* Dataset content
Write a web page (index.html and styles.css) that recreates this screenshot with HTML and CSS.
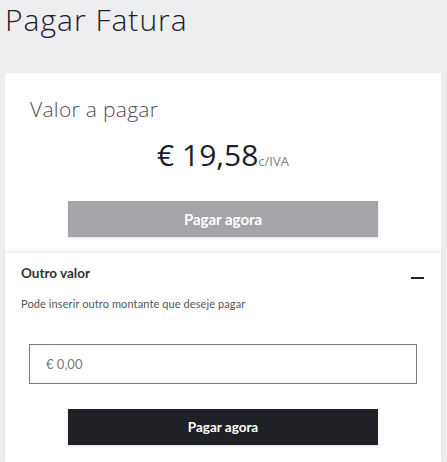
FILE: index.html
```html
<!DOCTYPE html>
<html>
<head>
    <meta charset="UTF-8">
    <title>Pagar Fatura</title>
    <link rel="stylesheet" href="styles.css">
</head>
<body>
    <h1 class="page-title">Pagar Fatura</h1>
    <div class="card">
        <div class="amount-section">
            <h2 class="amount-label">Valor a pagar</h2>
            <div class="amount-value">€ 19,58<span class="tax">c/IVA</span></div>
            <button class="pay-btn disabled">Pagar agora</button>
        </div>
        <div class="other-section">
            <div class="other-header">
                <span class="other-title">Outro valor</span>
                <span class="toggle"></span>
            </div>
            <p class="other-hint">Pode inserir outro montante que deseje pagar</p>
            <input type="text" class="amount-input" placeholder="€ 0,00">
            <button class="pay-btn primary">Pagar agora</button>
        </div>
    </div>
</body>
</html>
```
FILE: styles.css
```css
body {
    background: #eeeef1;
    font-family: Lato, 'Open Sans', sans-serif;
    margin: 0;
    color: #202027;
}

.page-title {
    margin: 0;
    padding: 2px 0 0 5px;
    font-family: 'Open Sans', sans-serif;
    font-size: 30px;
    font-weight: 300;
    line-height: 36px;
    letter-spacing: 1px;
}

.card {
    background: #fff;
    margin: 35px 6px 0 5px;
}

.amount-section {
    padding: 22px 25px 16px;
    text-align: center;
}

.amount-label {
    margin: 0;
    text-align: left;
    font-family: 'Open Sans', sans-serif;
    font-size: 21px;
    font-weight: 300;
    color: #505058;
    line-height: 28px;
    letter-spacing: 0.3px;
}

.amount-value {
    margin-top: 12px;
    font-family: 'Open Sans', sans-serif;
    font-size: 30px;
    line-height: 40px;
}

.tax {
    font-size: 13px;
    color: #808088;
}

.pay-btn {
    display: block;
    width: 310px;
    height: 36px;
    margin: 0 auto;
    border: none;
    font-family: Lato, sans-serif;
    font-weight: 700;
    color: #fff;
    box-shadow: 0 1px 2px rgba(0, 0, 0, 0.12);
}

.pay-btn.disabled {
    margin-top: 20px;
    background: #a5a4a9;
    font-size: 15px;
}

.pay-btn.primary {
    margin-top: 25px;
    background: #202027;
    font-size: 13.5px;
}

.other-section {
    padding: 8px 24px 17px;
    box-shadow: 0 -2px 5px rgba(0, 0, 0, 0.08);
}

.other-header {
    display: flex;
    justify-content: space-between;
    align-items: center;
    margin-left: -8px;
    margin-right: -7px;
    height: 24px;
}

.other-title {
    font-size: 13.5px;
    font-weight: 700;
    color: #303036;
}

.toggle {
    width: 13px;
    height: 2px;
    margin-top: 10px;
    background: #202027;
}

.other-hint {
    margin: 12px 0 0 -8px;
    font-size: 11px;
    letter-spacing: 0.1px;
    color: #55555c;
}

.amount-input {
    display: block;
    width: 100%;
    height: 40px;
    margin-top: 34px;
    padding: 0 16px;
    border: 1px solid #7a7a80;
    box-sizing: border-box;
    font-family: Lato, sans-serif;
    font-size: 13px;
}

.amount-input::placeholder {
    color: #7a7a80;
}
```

* Task details
Restate the data above exactly, stripping out each image.

* Output of the task
Write a web page (index.html and styles.css) that recreates this screenshot with HTML and CSS.
FILE: index.html
```html
<!DOCTYPE html>
<html>
<head>
    <meta charset="UTF-8">
    <title>Pagar Fatura</title>
    <link rel="stylesheet" href="styles.css">
</head>
<body>
    <h1 class="page-title">Pagar Fatura</h1>
    <div class="card">
        <div class="amount-section">
            <h2 class="amount-label">Valor a pagar</h2>
            <div class="amount-value">€ 19,58<span class="tax">c/IVA</span></div>
            <button class="pay-btn disabled">Pagar agora</button>
        </div>
        <div class="other-section">
            <div class="other-header">
                <span class="other-title">Outro valor</span>
                <span class="toggle"></span>
            </div>
            <p class="other-hint">Pode inserir outro montante que deseje pagar</p>
            <input type="text" class="amount-input" placeholder="€ 0,00">
            <button class="pay-btn primary">Pagar agora</button>
        </div>
    </div>
</body>
</html>
```
FILE: styles.css
```css
body {
    background: #eeeef1;
    font-family: Lato, 'Open Sans', sans-serif;
    margin: 0;
    color: #202027;
}

.page-title {
    margin: 0;
    padding: 2px 0 0 5px;
    font-family: 'Open Sans', sans-serif;
    font-size: 30px;
    font-weight: 300;
    line-height: 36px;
    letter-spacing: 1px;
}

.card {
    background: #fff;
    margin: 35px 6px 0 5px;
}

.amount-section {
    padding: 22px 25px 16px;
    text-align: center;
}

.amount-label {
    margin: 0;
    text-align: left;
    font-family: 'Open Sans', sans-serif;
    font-size: 21px;
    font-weight: 300;
    color: #505058;
    line-height: 28px;
    letter-spacing: 0.3px;
}

.amount-value {
    margin-top: 12px;
    font-family: 'Open Sans', sans-serif;
    font-size: 30px;
    line-height: 40px;
}

.tax {
    font-size: 13px;
    color: #808088;
}

.pay-btn {
    display: block;
    width: 310px;
    height: 36px;
    margin: 0 auto;
    border: none;
    font-family: Lato, sans-serif;
    font-weight: 700;
    color: #fff;
    box-shadow: 0 1px 2px rgba(0, 0, 0, 0.12);
}

.pay-btn.disabled {
    margin-top: 20px;
    background: #a5a4a9;
    font-size: 15px;
}

.pay-btn.primary {
    margin-top: 25px;
    background: #202027;
    font-size: 13.5px;
}

.other-section {
    padding: 8px 24px 17px;
    box-shadow: 0 -2px 5px rgba(0, 0, 0, 0.08);
}

.other-header {
    display: flex;
    justify-content: space-between;
    align-items: center;
    margin-left: -8px;
    margin-right: -7px;
    height: 24px;
}

.other-title {
    font-size: 13.5px;
    font-weight: 700;
    color: #303036;
}

.toggle {
    width: 13px;
    height: 2px;
    margin-top: 10px;
    background: #202027;
}

.other-hint {
    margin: 12px 0 0 -8px;
    font-size: 11px;
    letter-spacing: 0.1px;
    color: #55555c;
}

.amount-input {
    display: block;
    width: 100%;
    height: 40px;
    margin-top: 34px;
    padding: 0 16px;
    border: 1px solid #7a7a80;
    box-sizing: border-box;
    font-family: Lato, sans-serif;
    font-size: 13px;
}

.amount-input::placeholder {
    color: #7a7a80;
}
```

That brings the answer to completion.